Starting with the solution to the radiation transfer equation, with our referenece optical depth \(\tau_0\):

we now assume:

  • We are looking from above, so we care about the \(\mu = 1\) direction

  • We are at the top of the slab, so we can take \(\tau = 0\):

\[I_0 = e^{-\tau_0} I(\tau_0) - \int_{\tau_0}^0 e^{-t} S(t) dt\]

Finally, taking \(S\) as constant, we can do the integral:

\[I_0 = e^{-\tau_0} I(\tau_0) - S \int_{\tau_0}^0 e^{-t} dt = e^{-\tau_0} I(\tau_0) + S \left (1 - e^{-\tau_0} \right )\]

Now we can consider different cases:

a. If \(\tau_0 \gg 1\), then \(e^{-\tau_0} \rightarrow 0\), and $I_0 = S = B–we see blackbody radiation.

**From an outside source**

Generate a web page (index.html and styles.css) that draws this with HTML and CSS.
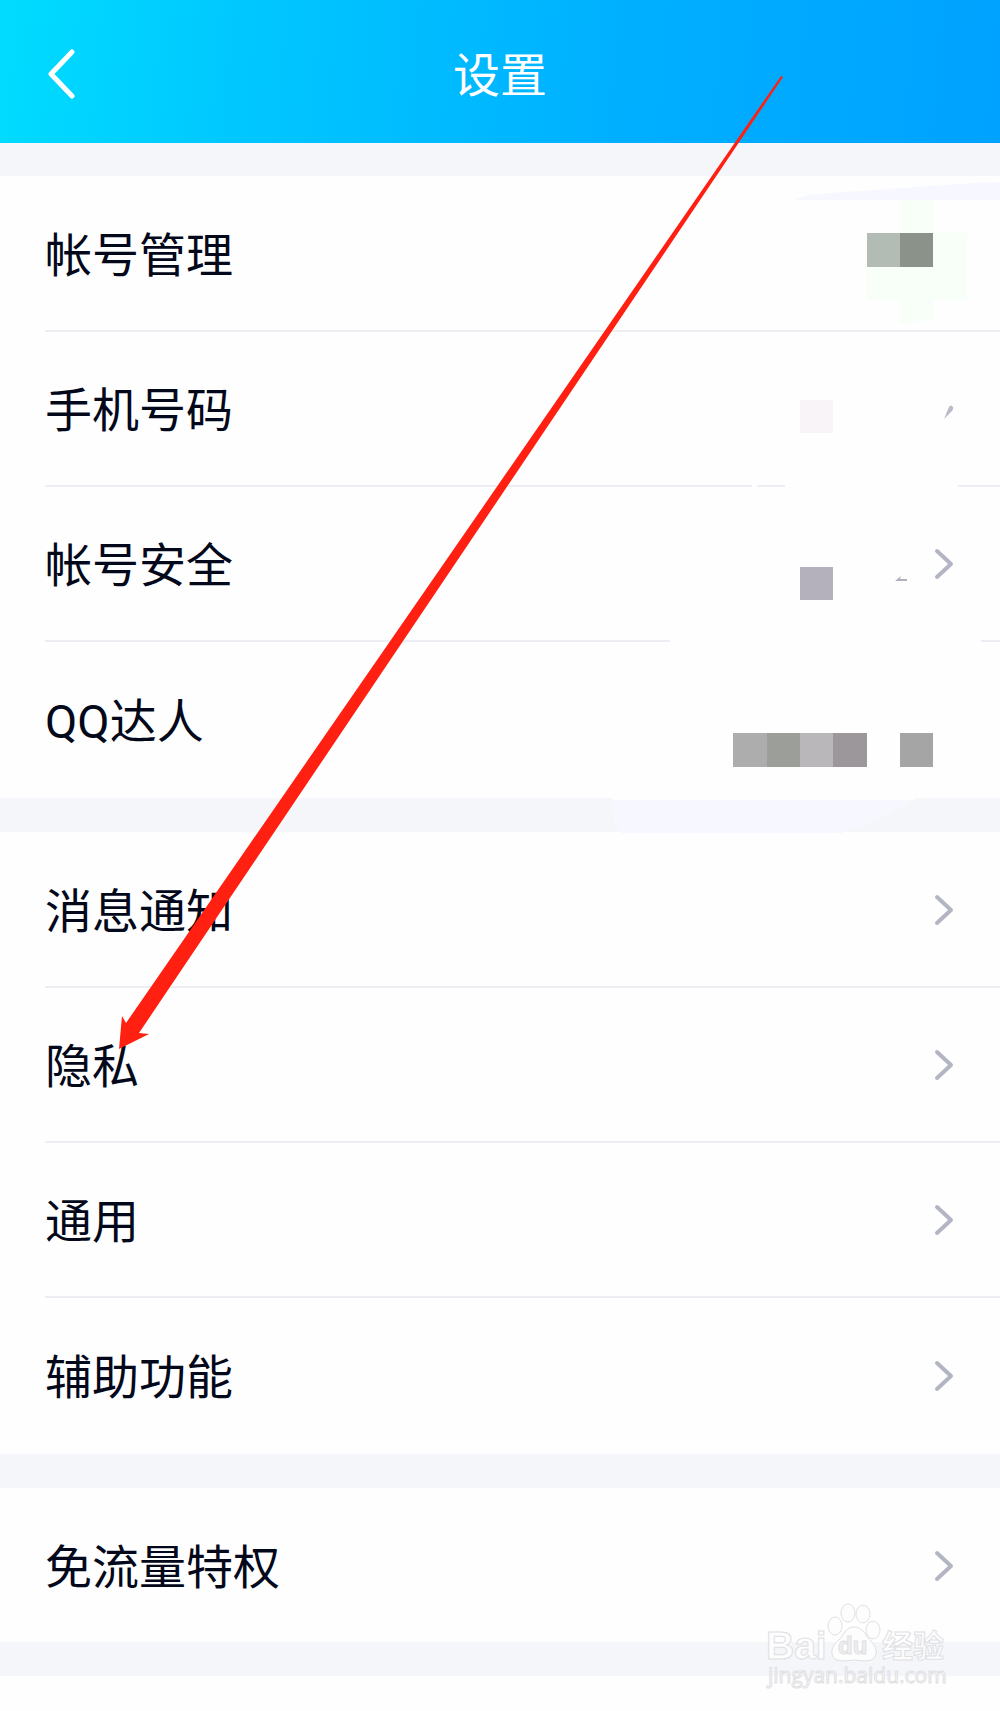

b. If \(\tau_0 \ll 1\), then \(e^{-\tau_0} \sim 1 - \tau_0\), and we have:

\[I_0 = I(\tau_0) - \tau_0 [I(\tau_0) - S] \]
  • If \(I(\tau_0) > S\), then we see absorption

  • If \(I(\tau_0) < S\), then we see emission lines

These are known as Kirchhoff’s laws.